5. Another team member will grab the task and mark it as in progress code review. Then the code reviewer proceeds to code review the pull request and when finished merges the pull request into integration and marks the task as dev complete.

*One additional note here is that in order to get to this stage a build would have to be completed on TeamCity, which includes all unit tests runs. If any of the tests failed the build would fail.

6. QA is then notified of a completed task, so the QA member will take the task and create a Git tag (release) off the integration branch. This is done so development can keep on churning without additional commits being added to the integration branch that would require re-testing.

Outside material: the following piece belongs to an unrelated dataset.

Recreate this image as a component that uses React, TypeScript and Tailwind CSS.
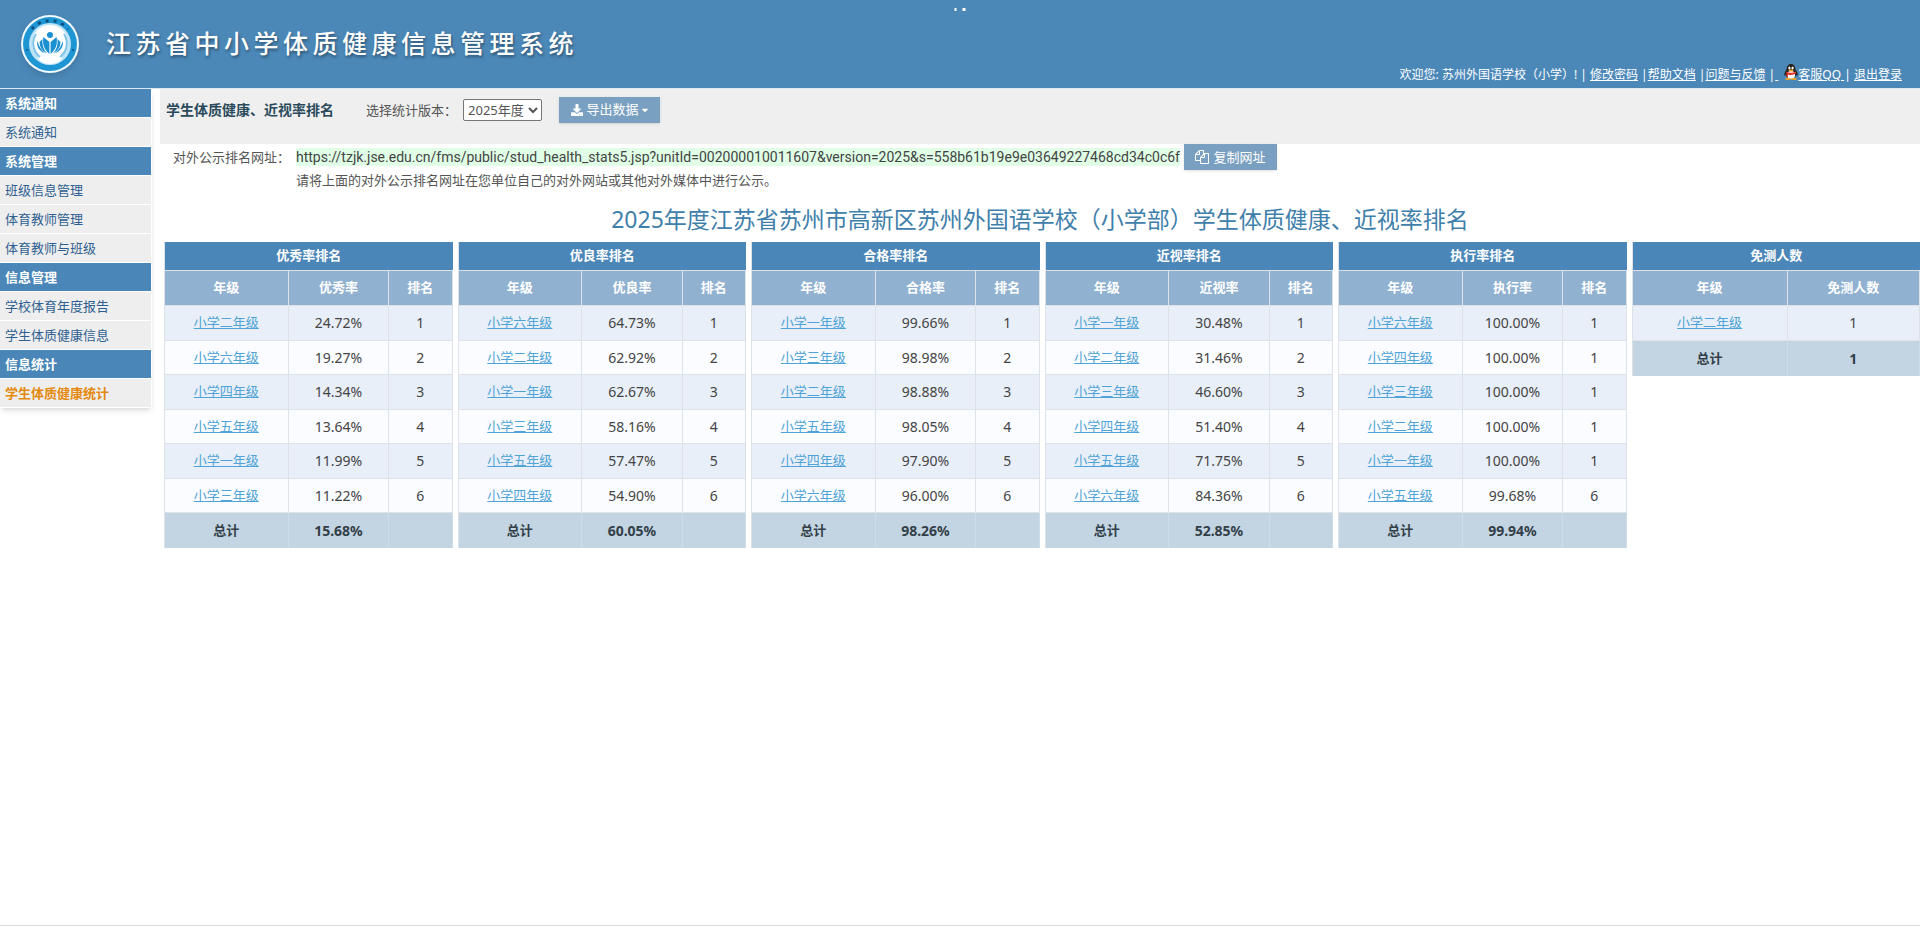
import { FaDownload, FaCaretDown } from "react-icons/fa";

type RankRow = { grade: string; rate: string; rank?: string };

type RankTableData = {
  title: string;
  rateLabel: string;
  rows: RankRow[];
  total: string;
  hasRank: boolean;
};

// ─── Data ─────────────────────────────────────────────────────────────────────

const MENU = [
  { title: "系统通知", items: ["系统通知"] },
  { title: "系统管理", items: ["班级信息管理", "体育教师管理", "体育教师与班级"] },
  { title: "信息管理", items: ["学校体育年度报告", "学生体质健康信息"] },
  { title: "信息统计", items: ["学生体质健康统计"] },
];

const ACTIVE_ITEM = "学生体质健康统计";

const PUBLIC_URL =
  "https://tzjk.jse.edu.cn/fms/public/stud_health_stats5.jsp?unitId=002000010011607&version=2025&s=558b61b19e9e03649227468cd34c0c6f";

const TABLES: RankTableData[] = [
  {
    title: "优秀率排名",
    rateLabel: "优秀率",
    hasRank: true,
    total: "15.68%",
    rows: [
      { grade: "小学二年级", rate: "24.72%", rank: "1" },
      { grade: "小学六年级", rate: "19.27%", rank: "2" },
      { grade: "小学四年级", rate: "14.34%", rank: "3" },
      { grade: "小学五年级", rate: "13.64%", rank: "4" },
      { grade: "小学一年级", rate: "11.99%", rank: "5" },
      { grade: "小学三年级", rate: "11.22%", rank: "6" },
    ],
  },
  {
    title: "优良率排名",
    rateLabel: "优良率",
    hasRank: true,
    total: "60.05%",
    rows: [
      { grade: "小学六年级", rate: "64.73%", rank: "1" },
      { grade: "小学二年级", rate: "62.92%", rank: "2" },
      { grade: "小学一年级", rate: "62.67%", rank: "3" },
      { grade: "小学三年级", rate: "58.16%", rank: "4" },
      { grade: "小学五年级", rate: "57.47%", rank: "5" },
      { grade: "小学四年级", rate: "54.90%", rank: "6" },
    ],
  },
  {
    title: "合格率排名",
    rateLabel: "合格率",
    hasRank: true,
    total: "98.26%",
    rows: [
      { grade: "小学一年级", rate: "99.66%", rank: "1" },
      { grade: "小学三年级", rate: "98.98%", rank: "2" },
      { grade: "小学二年级", rate: "98.88%", rank: "3" },
      { grade: "小学五年级", rate: "98.05%", rank: "4" },
      { grade: "小学四年级", rate: "97.90%", rank: "5" },
      { grade: "小学六年级", rate: "96.00%", rank: "6" },
    ],
  },
  {
    title: "近视率排名",
    rateLabel: "近视率",
    hasRank: true,
    total: "52.85%",
    rows: [
      { grade: "小学一年级", rate: "30.48%", rank: "1" },
      { grade: "小学二年级", rate: "31.46%", rank: "2" },
      { grade: "小学三年级", rate: "46.60%", rank: "3" },
      { grade: "小学四年级", rate: "51.40%", rank: "4" },
      { grade: "小学五年级", rate: "71.75%", rank: "5" },
      { grade: "小学六年级", rate: "84.36%", rank: "6" },
    ],
  },
  {
    title: "执行率排名",
    rateLabel: "执行率",
    hasRank: true,
    total: "99.94%",
    rows: [
      { grade: "小学六年级", rate: "100.00%", rank: "1" },
      { grade: "小学四年级", rate: "100.00%", rank: "1" },
      { grade: "小学三年级", rate: "100.00%", rank: "1" },
      { grade: "小学二年级", rate: "100.00%", rank: "1" },
      { grade: "小学一年级", rate: "100.00%", rank: "1" },
      { grade: "小学五年级", rate: "99.68%", rank: "6" },
    ],
  },
  {
    title: "免测人数",
    rateLabel: "免测人数",
    hasRank: false,
    total: "1",
    rows: [{ grade: "小学二年级", rate: "1" }],
  },
];

// ─── Icons ────────────────────────────────────────────────────────────────────

function Logo() {
  return (
    <svg viewBox="0 0 60 60" className="h-[60px] w-[60px] shrink-0 drop-shadow-md" aria-hidden="true">
      <circle cx="30" cy="30" r="29" fill="#f4fbff" />
      <circle cx="30" cy="30" r="27" fill="#1e96d4" />
      {/* dark marks along the top of the ring */}
      <path d="M12 15A23.5 23.5 0 0 1 48 15" fill="none" stroke="#0d4f80" strokeWidth="3" strokeDasharray="3 5" />
      <circle cx="7" cy="36" r="1" fill="#0d4f80" />
      <circle cx="53" cy="36" r="1" fill="#0d4f80" />
      <circle cx="30" cy="30" r="21" fill="#bfe4f7" />
      <circle cx="30" cy="29" r="18" fill="#fff" />
      <ellipse cx="30" cy="43" rx="12" ry="7" fill="#fff" />
      <path d="M16 20a17 17 0 0 0 4 23M44 20a17 17 0 0 1-4 23" fill="none" stroke="#7cc4ea" strokeWidth="2" />
      {/* figure with open book petals */}
      <g fill="#1b8fd0">
        <circle cx="30" cy="21" r="3" />
        <path d="M29.4 40V28l-6-5c-1 6 0 12 6 17zM30.6 40V28l6-5c1 6 0 12-6 17z" />
        <path d="M22.5 25c-.5 6 1 11 4.500 14c-4-1-7.500-6-7.500-11zM37.500 25c.5 6-1 11-4.500 14c4-1 7.500-6 7.500-11z" />
        <path d="M17 27c-.5 6 3 11 8 12c-4-3-6-7-8-12zM43 27c.5 6-3 11-8 12c4-3 6-7 8-12z" />
      </g>
    </svg>
  );
}

function Penguin() {
  return (
    <svg viewBox="0 0 14 16" className="inline h-4 w-[14px] align-[-1px]" aria-hidden="true">
      <path d="M7 0c3 0 4.500 2.500 4.500 5.500c1.500 2 2.500 4 2 6c-.6.500-1 0-1.500-.8c-.5 2.500-2 4-5 4s-4.500-1.500-5-4c-.5.800-1 1.300-1.500.8c-.5-2 .5-4 2-6C2.500 2.500 4 0 7 0z" fill="#26221f" />
      <ellipse cx="7" cy="11" rx="4" ry="4" fill="#fff" />
      <ellipse cx="5.400" cy="4" rx="1.100" ry="1.500" fill="#fff" />
      <ellipse cx="8.600" cy="4" rx="1.100" ry="1.500" fill="#fff" />
      <path d="M2 7.500q5 2.500 10 0v2q-5 2.500-8 1v2.500h-1.500v-3.500z" fill="#e0362c" />
      <ellipse cx="7" cy="6.500" rx="2.500" ry="1" fill="#f5a623" />
      <ellipse cx="4" cy="15" rx="3" ry="1" fill="#f5a623" />
      <ellipse cx="10" cy="15" rx="3" ry="1" fill="#f5a623" />
    </svg>
  );
}

function CopyIcon() {
  return (
    <svg viewBox="0 0 1792 1792" fill="currentColor" className="h-3.5 w-3.5" aria-hidden="true">
      <path d="M1696 384q40 0 68 28t28 68v1216q0 40-28 68t-68 28h-960q-40 0-68-28t-28-68v-288h-544q-40 0-68-28t-28-68v-672q0-40 20-88t48-76l408-408q28-28 76-48t88-20h416q40 0 68 28t28 68v328q68-40 128-40h416zm-544 213l-299 299h299v-299zm-640-384l-299 299h299v-299zm196 647l316-316v-416h-384v416q0 40-28 68t-68 28h-416v640h512v-256q0-40 20-88t48-76zm956 804v-1152h-384v416q0 40-28 68t-68 28h-416v640h896z" />
    </svg>
  );
}

// ─── Header ───────────────────────────────────────────────────────────────────

function Header() {
  return (
    <header className="relative flex h-[88px] justify-between bg-[#4b88b8] pl-5 pr-[18px] text-white">
      <div className="flex items-center gap-[26px]">
        <Logo />
        <h1 className="text-[25px] font-medium tracking-[0.18em] [text-shadow:1px_2px_3px_rgba(0,0,0,0.4)]">
          江苏省中小学体质健康信息管理系统
        </h1>
      </div>
      <span className="absolute left-1/2 top-2 flex -translate-x-1/2 gap-1.5">
        <i className="h-[3px] w-0.5 bg-white" />
        <i className="h-[3px] w-[3px] bg-white" />
      </span>
      <div className="self-end pb-[3px] text-xs leading-5 whitespace-pre">
        欢迎您: 苏州外国语学校（小学）! |{" "}
        <a href="#password" className="underline">修改密码</a> |
        <a href="#help" className="underline">帮助文档</a> |
        <a href="#feedback" className="underline">问题与反馈</a> |
        <a href="#qq" className="underline">{" "}<span className="inline-block w-1.5" /><Penguin />客服QQ </a>|{" "}
        <a href="#logout" className="underline">退出登录</a>
      </div>
    </header>
  );
}

// ─── Sidebar ──────────────────────────────────────────────────────────────────

function Sidebar() {
  return (
    <nav className="w-[152px] shrink-0 self-start border-r border-white bg-[#eee] text-[13px] shadow-md">
      {MENU.map((group) => (
        <section key={group.title}>
          <h2 className="h-[29px] border-b border-white bg-[#4a86b7] pl-[5px] font-bold leading-7 text-white">
            {group.title}
          </h2>
          <ul>
            {group.items.map((item) => (
              <li key={item} className="h-[29px] border-b border-white pl-[5px] leading-7">
                <a
                  href="#menu"
                  className={item === ACTIVE_ITEM ? "font-bold text-[#e48a10]" : "text-[#2f5f90]"}
                >
                  {item}
                </a>
              </li>
            ))}
          </ul>
        </section>
      ))}
    </nav>
  );
}

// ─── Ranking table ────────────────────────────────────────────────────────────

function RankTable({ data }: { data: RankTableData }) {
  const cell = "border-r border-b border-[#dde2e8] p-0";
  return (
    <table className="w-full table-fixed border-separate border-spacing-0 border-l border-[#dde2e8] text-center text-[13px] text-[#444]">
      <colgroup>
        <col className={data.hasRank ? "w-[43%]" : "w-[54%]"} />
        <col />
        {data.hasRank && <col className="w-[22%]" />}
      </colgroup>
      <thead className="text-white">
        <tr className="h-[29px] bg-[#4a86b7]">
          <th colSpan={data.hasRank ? 3 : 2} className="border-b border-[#dde2e8] p-0">{data.title}</th>
        </tr>
        <tr className="h-[35px] bg-[#90b1d0]">
          <th className={cell}>年级</th>
          <th className={cell}>{data.rateLabel}</th>
          {data.hasRank && <th className={cell}>排名</th>}
        </tr>
      </thead>
      <tbody>
        {data.rows.map((row) => (
          <tr key={row.grade} className="odd:h-[35px] odd:bg-[#e8eff8] even:h-[34px] even:bg-[#fbfcff]">
            <td className={cell}>
              <a href="#grade" className="text-[#4fa3d6] underline">{row.grade}</a>
            </td>
            <td className={`${cell} text-sm`}>{row.rate}</td>
            {data.hasRank && <td className={`${cell} text-sm`}>{row.rank}</td>}
          </tr>
        ))}
      </tbody>
      <tfoot className="font-bold text-[#333f48]">
        <tr className="h-[35px] bg-[#c3d5e3]">
          <td className="border-r border-[#d0dde8] p-0">总计</td>
          <td className="border-r border-[#d0dde8] p-0 text-sm">{data.total}</td>
          {data.hasRank && <td className="border-r border-[#d0dde8] p-0" />}
        </tr>
      </tfoot>
    </table>
  );
}

// ─── Page ─────────────────────────────────────────────────────────────────────

export default function App() {
  return (
    <div className="flex min-h-screen flex-col bg-white font-['Noto_Sans','Noto_Sans_CJK_SC',sans-serif]">
      <Header />
      <div className="flex flex-1 border-t border-[#dbe9f5]">
        <Sidebar />
        <main className="min-w-0 flex-1 pl-2">
          <div className="flex h-[55px] items-start bg-[#efefef] pl-1.5 pt-2 text-[13px] text-[#555]">
            <h2 className="mr-8 text-sm font-bold leading-[26px] text-[#2b4a5c]">学生体质健康、近视率排名</h2>
            <label htmlFor="version" className="mr-1.5 leading-[26px]">选择统计版本：</label>
            <select id="version" className="mr-[17px] mt-0.5 h-[22px] w-[79px] rounded-xs border border-[#767676] bg-white">
              <option>2025年度</option>
            </select>
            <button className="flex h-[26px] w-[101px] items-center justify-center gap-0.5 bg-[#7aa0c1] text-white shadow-sm">
              <FaDownload className="mr-0.5 h-3 w-3" />
              导出数据
              <FaCaretDown className="h-2.5 w-2" />
            </button>
          </div>

          <div className="flex pl-[13px] text-[13px] leading-[26px] text-[#555]">
            <div className="w-[123px] shrink-0">对外公示排名网址：</div>
            <div>
              <div className="flex items-center gap-1">
                <span className="bg-[#e0ffe6] font-['Roboto',sans-serif] text-sm leading-[18px] text-[#444]">{PUBLIC_URL}</span>
                <button className="flex h-[26px] w-[93px] items-center justify-center gap-1 bg-[#7aa0c1] text-white shadow-sm">
                  <CopyIcon />
                  复制网址
                </button>
              </div>
              <p className="leading-5">请将上面的对外公示排名网址在您单位自己的对外网站或其他对外媒体中进行公示。</p>
            </div>
          </div>

          <h3 className="mt-3 mb-1.5 text-center text-[23px] leading-[34px] text-[#3f80ab]">
            2025年度江苏省苏州市高新区苏州外国语学校（小学部）学生体质健康、近视率排名
          </h3>

          <div className="grid grid-cols-6 items-start gap-[5px] pl-1">
            {TABLES.map((table) => (
              <RankTable key={table.title} data={table} />
            ))}
          </div>
        </main>
      </div>
      <footer className="h-[10px] border-t border-[#ddd]" />
    </div>
  );
}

7. QA writes automation and tests the task and when complete marks the task as QA complete and assigns the task back to dev.

8. Dev then merges the tag into master and creates a PROD release with a proper version number (we  did our best semantic versioning attempt).

9. The PROD release is then built in TeamCity (along with unit test runs). We used Octopus release promotion so this release was required to be deployed to a QA environment where all automation was automatically run again (any of these failing would cause release to halt). Once completed and successful then the release would be deployed to production with a click of the button.

This process isn't completely novel, but it worked really well for our team. The particular pieces I liked were our use of code reviews and git releases. Code reviews helped with defects and team cohesion, whereas git releases made it really easy to separate and document our work.